[start DATA PROVIDED]

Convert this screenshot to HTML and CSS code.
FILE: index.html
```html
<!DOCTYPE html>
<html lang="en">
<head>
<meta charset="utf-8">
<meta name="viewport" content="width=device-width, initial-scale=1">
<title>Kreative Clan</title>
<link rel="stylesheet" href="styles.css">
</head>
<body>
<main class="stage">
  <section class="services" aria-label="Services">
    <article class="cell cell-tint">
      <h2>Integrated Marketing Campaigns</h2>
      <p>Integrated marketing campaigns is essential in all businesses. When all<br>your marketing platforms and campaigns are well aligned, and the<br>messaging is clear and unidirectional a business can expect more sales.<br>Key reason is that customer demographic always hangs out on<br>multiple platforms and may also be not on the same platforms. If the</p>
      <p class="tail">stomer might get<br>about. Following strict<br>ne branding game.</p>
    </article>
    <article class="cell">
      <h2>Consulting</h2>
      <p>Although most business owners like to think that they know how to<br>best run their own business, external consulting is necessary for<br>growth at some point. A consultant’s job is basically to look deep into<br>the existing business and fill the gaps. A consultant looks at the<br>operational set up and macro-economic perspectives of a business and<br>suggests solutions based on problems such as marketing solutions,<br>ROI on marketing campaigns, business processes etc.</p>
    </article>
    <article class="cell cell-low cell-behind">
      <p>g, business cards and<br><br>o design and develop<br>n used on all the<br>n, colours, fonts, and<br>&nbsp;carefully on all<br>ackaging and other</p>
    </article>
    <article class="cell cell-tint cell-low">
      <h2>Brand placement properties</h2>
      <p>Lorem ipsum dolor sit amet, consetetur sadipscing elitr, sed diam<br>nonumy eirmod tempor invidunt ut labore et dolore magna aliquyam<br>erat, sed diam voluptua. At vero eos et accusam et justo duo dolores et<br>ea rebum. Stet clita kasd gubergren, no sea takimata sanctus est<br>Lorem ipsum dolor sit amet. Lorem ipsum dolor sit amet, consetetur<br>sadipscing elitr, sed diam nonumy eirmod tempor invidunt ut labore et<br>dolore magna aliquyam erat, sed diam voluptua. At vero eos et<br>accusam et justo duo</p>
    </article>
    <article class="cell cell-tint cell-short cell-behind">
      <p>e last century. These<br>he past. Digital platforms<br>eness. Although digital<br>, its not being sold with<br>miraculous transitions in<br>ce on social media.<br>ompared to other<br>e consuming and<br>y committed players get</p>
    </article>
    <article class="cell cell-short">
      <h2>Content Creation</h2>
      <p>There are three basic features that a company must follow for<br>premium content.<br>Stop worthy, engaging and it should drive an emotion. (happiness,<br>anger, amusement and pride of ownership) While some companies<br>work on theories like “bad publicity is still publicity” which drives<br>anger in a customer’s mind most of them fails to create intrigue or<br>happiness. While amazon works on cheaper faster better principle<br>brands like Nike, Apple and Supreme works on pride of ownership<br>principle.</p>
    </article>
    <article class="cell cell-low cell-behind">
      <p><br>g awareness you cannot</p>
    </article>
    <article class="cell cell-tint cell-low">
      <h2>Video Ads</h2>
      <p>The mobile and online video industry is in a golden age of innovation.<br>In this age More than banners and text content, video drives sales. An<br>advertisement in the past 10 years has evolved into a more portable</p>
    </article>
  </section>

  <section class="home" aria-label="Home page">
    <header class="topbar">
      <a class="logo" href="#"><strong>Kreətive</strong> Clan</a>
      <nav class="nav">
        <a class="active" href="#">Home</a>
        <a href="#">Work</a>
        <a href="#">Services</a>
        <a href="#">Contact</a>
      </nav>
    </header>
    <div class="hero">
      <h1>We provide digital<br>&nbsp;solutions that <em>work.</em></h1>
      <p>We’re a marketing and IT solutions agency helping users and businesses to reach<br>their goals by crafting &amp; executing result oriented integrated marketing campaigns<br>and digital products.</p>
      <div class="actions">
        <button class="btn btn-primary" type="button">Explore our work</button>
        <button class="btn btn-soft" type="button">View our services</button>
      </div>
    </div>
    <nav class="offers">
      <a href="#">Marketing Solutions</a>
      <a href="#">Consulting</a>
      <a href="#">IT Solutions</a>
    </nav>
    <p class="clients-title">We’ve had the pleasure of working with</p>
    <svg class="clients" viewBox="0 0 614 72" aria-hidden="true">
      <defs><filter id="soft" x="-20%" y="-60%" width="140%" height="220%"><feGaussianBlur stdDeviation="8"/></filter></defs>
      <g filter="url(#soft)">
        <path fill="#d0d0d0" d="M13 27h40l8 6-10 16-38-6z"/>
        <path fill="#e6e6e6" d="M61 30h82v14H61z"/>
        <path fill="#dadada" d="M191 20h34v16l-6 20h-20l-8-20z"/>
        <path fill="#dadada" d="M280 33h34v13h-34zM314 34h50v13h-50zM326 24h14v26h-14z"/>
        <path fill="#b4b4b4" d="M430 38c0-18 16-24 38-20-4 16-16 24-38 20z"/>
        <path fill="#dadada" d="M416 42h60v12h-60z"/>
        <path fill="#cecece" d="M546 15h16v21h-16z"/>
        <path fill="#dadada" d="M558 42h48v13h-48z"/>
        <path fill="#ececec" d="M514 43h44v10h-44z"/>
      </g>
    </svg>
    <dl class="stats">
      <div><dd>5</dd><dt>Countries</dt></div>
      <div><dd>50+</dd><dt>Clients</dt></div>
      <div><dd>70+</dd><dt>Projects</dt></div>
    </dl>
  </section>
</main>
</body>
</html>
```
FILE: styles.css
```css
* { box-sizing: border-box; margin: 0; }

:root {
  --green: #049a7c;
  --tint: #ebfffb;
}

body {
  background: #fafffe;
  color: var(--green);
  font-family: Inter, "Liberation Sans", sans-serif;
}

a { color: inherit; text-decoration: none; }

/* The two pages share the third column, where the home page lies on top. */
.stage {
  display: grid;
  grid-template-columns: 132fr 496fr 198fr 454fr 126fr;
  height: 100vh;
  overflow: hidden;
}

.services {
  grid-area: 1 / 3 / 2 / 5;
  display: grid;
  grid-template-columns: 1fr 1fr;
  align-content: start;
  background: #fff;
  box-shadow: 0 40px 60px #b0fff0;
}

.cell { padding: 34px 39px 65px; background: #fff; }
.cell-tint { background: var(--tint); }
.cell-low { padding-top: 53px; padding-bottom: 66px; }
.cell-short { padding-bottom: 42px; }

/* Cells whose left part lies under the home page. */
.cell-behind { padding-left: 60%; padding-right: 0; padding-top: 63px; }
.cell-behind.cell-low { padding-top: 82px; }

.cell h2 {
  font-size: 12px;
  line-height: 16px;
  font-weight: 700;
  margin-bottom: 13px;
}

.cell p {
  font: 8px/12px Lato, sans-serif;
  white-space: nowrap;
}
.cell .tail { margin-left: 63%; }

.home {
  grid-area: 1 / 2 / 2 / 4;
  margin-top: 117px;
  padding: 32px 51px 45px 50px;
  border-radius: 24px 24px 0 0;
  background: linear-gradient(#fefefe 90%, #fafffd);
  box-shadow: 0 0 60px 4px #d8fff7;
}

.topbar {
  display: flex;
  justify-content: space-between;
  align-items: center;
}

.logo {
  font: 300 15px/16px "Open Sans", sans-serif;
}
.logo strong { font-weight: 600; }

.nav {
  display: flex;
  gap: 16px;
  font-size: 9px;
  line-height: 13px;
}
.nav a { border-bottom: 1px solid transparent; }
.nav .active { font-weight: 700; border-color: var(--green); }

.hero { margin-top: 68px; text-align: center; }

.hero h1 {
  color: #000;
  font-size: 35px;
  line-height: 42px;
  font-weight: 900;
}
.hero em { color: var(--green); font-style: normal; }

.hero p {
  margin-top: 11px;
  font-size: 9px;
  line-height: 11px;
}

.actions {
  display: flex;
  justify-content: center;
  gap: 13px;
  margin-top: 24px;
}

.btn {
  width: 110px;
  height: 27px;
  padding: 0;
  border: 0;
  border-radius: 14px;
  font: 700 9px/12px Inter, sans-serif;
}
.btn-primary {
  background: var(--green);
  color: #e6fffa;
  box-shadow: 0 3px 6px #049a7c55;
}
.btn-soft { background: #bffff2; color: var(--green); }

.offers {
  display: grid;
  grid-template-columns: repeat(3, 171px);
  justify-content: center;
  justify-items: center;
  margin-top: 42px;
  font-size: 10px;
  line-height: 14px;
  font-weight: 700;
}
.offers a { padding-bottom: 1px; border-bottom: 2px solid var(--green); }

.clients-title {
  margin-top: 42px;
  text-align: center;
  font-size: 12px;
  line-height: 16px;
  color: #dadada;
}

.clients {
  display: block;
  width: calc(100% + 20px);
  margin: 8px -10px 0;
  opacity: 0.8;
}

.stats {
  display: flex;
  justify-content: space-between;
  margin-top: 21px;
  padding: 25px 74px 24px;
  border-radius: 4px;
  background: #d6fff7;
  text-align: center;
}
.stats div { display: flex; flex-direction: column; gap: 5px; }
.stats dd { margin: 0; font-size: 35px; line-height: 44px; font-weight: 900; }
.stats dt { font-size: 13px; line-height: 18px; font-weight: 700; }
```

[end DATA PROVIDED]

[WHAT YOU WILL DO]: Filter for "this". Return all lines that hold it.

[SOLUTION TO THE PROBLEM]:
Convert this screenshot to HTML and CSS code.
      <p>The mobile and online video industry is in a golden age of innovation.<br>In this age More than banners and text content, video drives sales. An<br>advertisement in the past 10 years has evolved into a more portable</p>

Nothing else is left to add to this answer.